[start Stored data]

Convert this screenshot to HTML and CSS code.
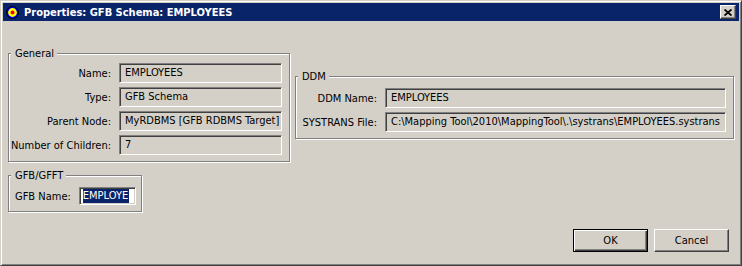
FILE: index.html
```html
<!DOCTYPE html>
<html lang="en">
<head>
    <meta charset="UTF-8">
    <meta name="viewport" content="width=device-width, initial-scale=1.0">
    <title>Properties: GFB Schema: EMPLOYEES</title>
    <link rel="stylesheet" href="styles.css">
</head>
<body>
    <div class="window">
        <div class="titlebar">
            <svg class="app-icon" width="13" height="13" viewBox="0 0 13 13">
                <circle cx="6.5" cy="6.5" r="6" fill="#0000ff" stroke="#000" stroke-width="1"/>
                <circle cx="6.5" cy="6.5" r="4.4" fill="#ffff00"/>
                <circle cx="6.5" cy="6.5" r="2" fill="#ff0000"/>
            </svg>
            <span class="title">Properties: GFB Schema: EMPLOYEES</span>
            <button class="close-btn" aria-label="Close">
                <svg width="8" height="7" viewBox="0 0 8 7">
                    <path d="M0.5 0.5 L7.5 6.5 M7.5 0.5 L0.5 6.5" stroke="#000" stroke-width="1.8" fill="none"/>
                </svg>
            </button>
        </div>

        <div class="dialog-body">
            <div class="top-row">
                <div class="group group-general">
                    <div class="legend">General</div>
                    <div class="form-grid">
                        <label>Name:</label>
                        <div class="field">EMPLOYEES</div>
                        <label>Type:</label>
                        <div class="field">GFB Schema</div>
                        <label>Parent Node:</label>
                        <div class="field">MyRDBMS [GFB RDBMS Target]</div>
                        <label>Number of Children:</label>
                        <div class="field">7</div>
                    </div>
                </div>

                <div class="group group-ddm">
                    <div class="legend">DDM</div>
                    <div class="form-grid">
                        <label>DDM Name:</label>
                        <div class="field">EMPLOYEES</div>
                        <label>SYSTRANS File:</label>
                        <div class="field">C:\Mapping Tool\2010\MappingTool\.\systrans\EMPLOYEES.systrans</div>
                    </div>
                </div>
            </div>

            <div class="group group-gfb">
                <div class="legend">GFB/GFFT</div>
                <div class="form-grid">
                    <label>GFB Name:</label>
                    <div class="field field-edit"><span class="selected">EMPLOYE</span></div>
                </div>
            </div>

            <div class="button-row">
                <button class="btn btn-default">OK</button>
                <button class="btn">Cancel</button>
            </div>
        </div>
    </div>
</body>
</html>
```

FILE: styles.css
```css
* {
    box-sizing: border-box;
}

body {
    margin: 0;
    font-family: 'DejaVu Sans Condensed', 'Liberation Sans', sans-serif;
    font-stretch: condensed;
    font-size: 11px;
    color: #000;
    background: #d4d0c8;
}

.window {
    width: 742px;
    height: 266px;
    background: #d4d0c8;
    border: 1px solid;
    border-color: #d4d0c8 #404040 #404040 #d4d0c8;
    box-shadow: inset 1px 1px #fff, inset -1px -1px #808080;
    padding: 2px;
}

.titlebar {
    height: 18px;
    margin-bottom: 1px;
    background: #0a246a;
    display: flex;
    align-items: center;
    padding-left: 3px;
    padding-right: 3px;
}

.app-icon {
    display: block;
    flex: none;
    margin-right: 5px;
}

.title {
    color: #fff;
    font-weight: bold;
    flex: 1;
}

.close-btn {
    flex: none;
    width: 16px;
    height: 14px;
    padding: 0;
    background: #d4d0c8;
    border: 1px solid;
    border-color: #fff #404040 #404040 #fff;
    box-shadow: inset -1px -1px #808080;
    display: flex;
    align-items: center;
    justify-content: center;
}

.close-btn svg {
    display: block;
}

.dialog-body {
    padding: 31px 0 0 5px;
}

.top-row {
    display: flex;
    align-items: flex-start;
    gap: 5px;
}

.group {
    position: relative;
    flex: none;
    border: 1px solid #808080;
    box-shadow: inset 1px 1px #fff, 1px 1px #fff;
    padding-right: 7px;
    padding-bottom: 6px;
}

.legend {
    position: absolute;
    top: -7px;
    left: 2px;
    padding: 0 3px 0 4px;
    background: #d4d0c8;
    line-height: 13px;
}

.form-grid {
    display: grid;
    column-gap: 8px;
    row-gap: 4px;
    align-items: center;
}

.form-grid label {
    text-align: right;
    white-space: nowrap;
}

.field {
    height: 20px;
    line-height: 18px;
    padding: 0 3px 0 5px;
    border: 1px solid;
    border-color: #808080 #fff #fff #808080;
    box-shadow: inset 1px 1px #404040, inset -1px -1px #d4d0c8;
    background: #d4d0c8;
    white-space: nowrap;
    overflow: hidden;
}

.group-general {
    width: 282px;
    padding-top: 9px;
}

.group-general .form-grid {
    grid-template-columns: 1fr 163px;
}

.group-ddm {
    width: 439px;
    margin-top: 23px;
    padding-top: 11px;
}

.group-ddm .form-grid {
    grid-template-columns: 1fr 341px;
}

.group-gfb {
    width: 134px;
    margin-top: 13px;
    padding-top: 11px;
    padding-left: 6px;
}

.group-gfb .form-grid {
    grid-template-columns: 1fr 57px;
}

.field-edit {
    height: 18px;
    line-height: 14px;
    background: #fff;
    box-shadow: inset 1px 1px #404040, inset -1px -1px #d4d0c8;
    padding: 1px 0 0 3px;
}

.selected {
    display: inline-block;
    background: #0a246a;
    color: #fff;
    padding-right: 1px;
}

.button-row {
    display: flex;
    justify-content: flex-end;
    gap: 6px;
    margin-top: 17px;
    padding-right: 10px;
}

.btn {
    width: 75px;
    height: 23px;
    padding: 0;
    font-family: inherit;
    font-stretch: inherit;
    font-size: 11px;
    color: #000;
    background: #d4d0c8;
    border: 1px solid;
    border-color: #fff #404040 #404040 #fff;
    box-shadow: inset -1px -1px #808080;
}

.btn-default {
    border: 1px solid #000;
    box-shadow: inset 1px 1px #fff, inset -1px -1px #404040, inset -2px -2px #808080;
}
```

[end Stored data]

Task directions: In your copy of the listing above, reproduce each line exactly and omit all pictures.

Right answer:
Convert this screenshot to HTML and CSS code.
FILE: index.html
```html
<!DOCTYPE html>
<html lang="en">
<head>
    <meta charset="UTF-8">
    <meta name="viewport" content="width=device-width, initial-scale=1.0">
    <title>Properties: GFB Schema: EMPLOYEES</title>
    <link rel="stylesheet" href="styles.css">
</head>
<body>
    <div class="window">
        <div class="titlebar">
            <svg class="app-icon" width="13" height="13" viewBox="0 0 13 13">
                <circle cx="6.5" cy="6.5" r="6" fill="#0000ff" stroke="#000" stroke-width="1"/>
                <circle cx="6.5" cy="6.5" r="4.4" fill="#ffff00"/>
                <circle cx="6.5" cy="6.5" r="2" fill="#ff0000"/>
            </svg>
            <span class="title">Properties: GFB Schema: EMPLOYEES</span>
            <button class="close-btn" aria-label="Close">
                <svg width="8" height="7" viewBox="0 0 8 7">
                    <path d="M0.5 0.5 L7.5 6.5 M7.5 0.5 L0.5 6.5" stroke="#000" stroke-width="1.8" fill="none"/>
                </svg>
            </button>
        </div>

        <div class="dialog-body">
            <div class="top-row">
                <div class="group group-general">
                    <div class="legend">General</div>
                    <div class="form-grid">
                        <label>Name:</label>
                        <div class="field">EMPLOYEES</div>
                        <label>Type:</label>
                        <div class="field">GFB Schema</div>
                        <label>Parent Node:</label>
                        <div class="field">MyRDBMS [GFB RDBMS Target]</div>
                        <label>Number of Children:</label>
                        <div class="field">7</div>
                    </div>
                </div>

                <div class="group group-ddm">
                    <div class="legend">DDM</div>
                    <div class="form-grid">
                        <label>DDM Name:</label>
                        <div class="field">EMPLOYEES</div>
                        <label>SYSTRANS File:</label>
                        <div class="field">C:\Mapping Tool\2010\MappingTool\.\systrans\EMPLOYEES.systrans</div>
                    </div>
                </div>
            </div>

            <div class="group group-gfb">
                <div class="legend">GFB/GFFT</div>
                <div class="form-grid">
                    <label>GFB Name:</label>
                    <div class="field field-edit"><span class="selected">EMPLOYE</span></div>
                </div>
            </div>

            <div class="button-row">
                <button class="btn btn-default">OK</button>
                <button class="btn">Cancel</button>
            </div>
        </div>
    </div>
</body>
</html>
```

FILE: styles.css
```css
* {
    box-sizing: border-box;
}

body {
    margin: 0;
    font-family: 'DejaVu Sans Condensed', 'Liberation Sans', sans-serif;
    font-stretch: condensed;
    font-size: 11px;
    color: #000;
    background: #d4d0c8;
}

.window {
    width: 742px;
    height: 266px;
    background: #d4d0c8;
    border: 1px solid;
    border-color: #d4d0c8 #404040 #404040 #d4d0c8;
    box-shadow: inset 1px 1px #fff, inset -1px -1px #808080;
    padding: 2px;
}

.titlebar {
    height: 18px;
    margin-bottom: 1px;
    background: #0a246a;
    display: flex;
    align-items: center;
    padding-left: 3px;
    padding-right: 3px;
}

.app-icon {
    display: block;
    flex: none;
    margin-right: 5px;
}

.title {
    color: #fff;
    font-weight: bold;
    flex: 1;
}

.close-btn {
    flex: none;
    width: 16px;
    height: 14px;
    padding: 0;
    background: #d4d0c8;
    border: 1px solid;
    border-color: #fff #404040 #404040 #fff;
    box-shadow: inset -1px -1px #808080;
    display: flex;
    align-items: center;
    justify-content: center;
}

.close-btn svg {
    display: block;
}

.dialog-body {
    padding: 31px 0 0 5px;
}

.top-row {
    display: flex;
    align-items: flex-start;
    gap: 5px;
}

.group {
    position: relative;
    flex: none;
    border: 1px solid #808080;
    box-shadow: inset 1px 1px #fff, 1px 1px #fff;
    padding-right: 7px;
    padding-bottom: 6px;
}

.legend {
    position: absolute;
    top: -7px;
    left: 2px;
    padding: 0 3px 0 4px;
    background: #d4d0c8;
    line-height: 13px;
}

.form-grid {
    display: grid;
    column-gap: 8px;
    row-gap: 4px;
    align-items: center;
}

.form-grid label {
    text-align: right;
    white-space: nowrap;
}

.field {
    height: 20px;
    line-height: 18px;
    padding: 0 3px 0 5px;
    border: 1px solid;
    border-color: #808080 #fff #fff #808080;
    box-shadow: inset 1px 1px #404040, inset -1px -1px #d4d0c8;
    background: #d4d0c8;
    white-space: nowrap;
    overflow: hidden;
}

.group-general {
    width: 282px;
    padding-top: 9px;
}

.group-general .form-grid {
    grid-template-columns: 1fr 163px;
}

.group-ddm {
    width: 439px;
    margin-top: 23px;
    padding-top: 11px;
}

.group-ddm .form-grid {
    grid-template-columns: 1fr 341px;
}

.group-gfb {
    width: 134px;
    margin-top: 13px;
    padding-top: 11px;
    padding-left: 6px;
}

.group-gfb .form-grid {
    grid-template-columns: 1fr 57px;
}

.field-edit {
    height: 18px;
    line-height: 14px;
    background: #fff;
    box-shadow: inset 1px 1px #404040, inset -1px -1px #d4d0c8;
    padding: 1px 0 0 3px;
}

.selected {
    display: inline-block;
    background: #0a246a;
    color: #fff;
    padding-right: 1px;
}

.button-row {
    display: flex;
    justify-content: flex-end;
    gap: 6px;
    margin-top: 17px;
    padding-right: 10px;
}

.btn {
    width: 75px;
    height: 23px;
    padding: 0;
    font-family: inherit;
    font-stretch: inherit;
    font-size: 11px;
    color: #000;
    background: #d4d0c8;
    border: 1px solid;
    border-color: #fff #404040 #404040 #fff;
    box-shadow: inset -1px -1px #808080;
}

.btn-default {
    border: 1px solid #000;
    box-shadow: inset 1px 1px #fff, inset -1px -1px #404040, inset -2px -2px #808080;
}
```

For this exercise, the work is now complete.